Avoiding Chromedriver site detection on Apple Silicon Macs

To this day (2022-11-03 as of this writing), there are still many sites which have a plethora of useful information, that you may even pay for, but that data isn't accessible via any sort of API cough banks cough. A pretty common scenario is to use some sort of automation tool to essentially screen scrape the data so that you can do whatever you like with it. For a variety of valid and invalid reasons though, site makers have a vested interest in preventing people from doing this. Think of scalper bots which will flood a retailer so they can get in-demand things, only to resell them at huge markups (PS5 comes to mind).

As a result, though, these companies have implemented tools to detect if automation software is controlling a browser and will cause their site to not operate properly. They'll even be sneaky about it and not tell you why the site isn't working.

One common way these sites working is by scanning the javascript variables being used and detecting one that's commonly running in chromedriver. It's somewhat random and changes frequently but usually start's with $cdc.

A fairly common workaround for this is to replace the variable name in the chromedriver binary to something different. You can do this in a HEX editor or with a simple perl command

perl -pi -e 's/cdc_/dog_/g' `which chromedriver`

This little trick worked like a charm in so many instances. When Apple switched to Apple Silicon however, that all changed. As a security feature, whenever a native ARM64 binary is executed, Gatekeeper will first verify the binary's signature to make sure it hasn't been tampered with. With Intel, this was an optional. If you modify chromedriver with the script above, the binary will fail to execute silently. You need to go to the macOS Console to see what's going on, where you'll find this error

Exception Type:        EXC_BAD_ACCESS (SIGKILL (Code Signature Invalid))

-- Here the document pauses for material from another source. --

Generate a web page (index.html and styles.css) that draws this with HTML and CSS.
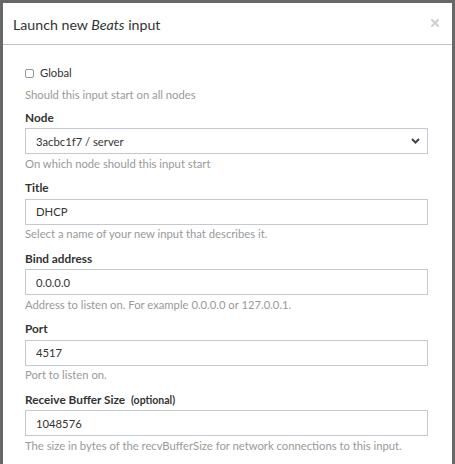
FILE: index.html
```html
<!DOCTYPE html>
<html lang="en">
<head>
<meta charset="utf-8">
<title>Launch new Beats input</title>
<link rel="stylesheet" href="styles.css">
</head>
<body>
<div class="modal">
  <div class="modal-header">
    <h4 class="modal-title">Launch new <em>Beats</em> input</h4>
    <button class="close" type="button" aria-label="Close">
      <svg width="8" height="8" viewBox="0 0 8 8"><path d="M1 1L7 7M7 1L1 7" stroke="#cfcfcf" stroke-width="2" stroke-linecap="square"/></svg>
    </button>
  </div>
  <div class="modal-body">
    <label class="check-row"><input type="checkbox" class="check"><span>Global</span></label>
    <div class="help first-help">Should this input start on all nodes</div>

    <div class="group first-group">
      <div class="label">Node</div>
      <div class="select-wrap">
        <select class="control"><option>3acbc1f7 / server</option></select>
        <svg class="chevron" width="9" height="6" viewBox="0 0 9 6"><path d="M1 1L4.5 4.5L8 1" fill="none" stroke="#444" stroke-width="2"/></svg>
      </div>
      <div class="help">On which node should this input start</div>
    </div>

    <div class="group">
      <div class="label">Title</div>
      <input class="control" type="text" value="DHCP">
      <div class="help">Select a name of your new input that describes it.</div>
    </div>

    <div class="group">
      <div class="label">Bind address</div>
      <input class="control" type="text" value="0.0.0.0">
      <div class="help">Address to listen on. For example 0.0.0.0 or 127.0.0.1.</div>
    </div>

    <div class="group">
      <div class="label">Port</div>
      <input class="control" type="text" value="4517">
      <div class="help">Port to listen on.</div>
    </div>

    <div class="group">
      <div class="label">Receive Buffer Size <span class="optional">(optional)</span></div>
      <input class="control" type="text" value="1048576">
      <div class="help">The size in bytes of the recvBufferSize for network connections to this input.</div>
    </div>
  </div>
</div>
</body>
</html>
```
FILE: styles.css
```css
html, body {
  margin: 0;
  padding: 0;
}
body {
  background: #686868;
  font-family: Lato, "Noto Sans", sans-serif;
  font-size: 11.25px;
  color: #333;
  height: 464px;
  overflow: hidden;
}
.modal {
  margin: 3px 3px 0 3px;
  background: #fff;
  height: 461px;
}
.modal-header {
  box-sizing: border-box;
  height: 42px;
  border-bottom: 1px solid #bcc3cc;
  padding: 12px 13px 0 10px;
  display: flex;
  justify-content: space-between;
  align-items: flex-start;
}
.modal-title {
  margin: 0;
  font-size: 14.2px;
  line-height: 20px;
  font-weight: 400;
  color: #333;
}
.modal-title em {
  font-style: italic;
}
.close {
  border: 0;
  background: none;
  padding: 0;
  margin: 4px 0 0 0;
  width: 8px;
  height: 8px;
  display: flex;
}
.modal-body {
  padding: 20px 24px 0 22px;
}
.check-row {
  display: flex;
  align-items: center;
  height: 16px;
  gap: 6px;
  line-height: 16px;
  color: #333;
}
.check {
  appearance: none;
  -webkit-appearance: none;
  margin: 0;
  width: 9px;
  height: 9px;
  border: 1px solid #959595;
  border-radius: 2px;
  background: #fff;
  box-sizing: border-box;
}
.help {
  color: #999;
  line-height: 16px;
  margin-top: 1.5px;
}
.first-help {
  margin-top: 6px;
}
.group {
  margin-top: 7.5px;
  display: flex;
  flex-direction: column;
}
.first-group {
  margin-top: 5.5px;
}
.label {
  font-weight: 700;
  font-size: 11.8px;
  line-height: 18px;
  margin-bottom: 1.5px;
  color: #333;
}
.optional {
  font-size: 10.5px;
  margin-left: 3px;
}
.control {
  box-sizing: border-box;
  display: block;
  width: 100%;
  height: 26px;
  border: 1px solid #c4c9d1;
  border-radius: 0;
  padding: 0 10px;
  margin: 0;
  font-family: Lato, "Noto Sans", sans-serif;
  font-size: 11.25px;
  color: #333;
  background: #fff;
  outline: none;
}
select.control {
  appearance: none;
  -webkit-appearance: none;
}
.select-wrap {
  position: relative;
}
.chevron {
  position: absolute;
  right: 8px;
  top: 10px;
  pointer-events: none;
}
```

You could disable Gatekeeper, but that's a really bad idea since it's there to protect you. Instead, a better workaround is to re-sign the binary after the modification has been completed. You simply need to remove the existing signature and then replace it with a brand new one that you've created.

codesign --remove-signature $CHROMEDRIVER 
codesign --force --deep -s - $CHROMEDRIVER

So until your site exposes a proper, and secure API, or until Apple decides to disallow self-signed binaries, this trick will have to do.

Important note 1: Screen scraping may violate the terms of service agreements, so be careful on that front. The cost of violating that service may not be worth the benefits you get from creating basic automations.

Important note 2: While there are some genuinely great bots out there which do great things (e.g scanning all the COVID vaccine portals to help people book appointments), the vast majority are used to scalp in demand goods and resell them at stupid prices. I hope those bots get detected and suffer severe consequences as they're adding no value to society. They prey on people and create chaos, all to enrich a select few individuals. It's highly unlikely people reading this post are going to use the knowledge to deploy bots like this since those are often deployed to Linux servers, but if for some reason that is you, please consider applying your talents elsewhere, help someone in need.

Important note 3: This post was written as a summary of a question I asked on Stack Overflow. I'd like to thank the community members there who helped answer my question as this was driving me nuts.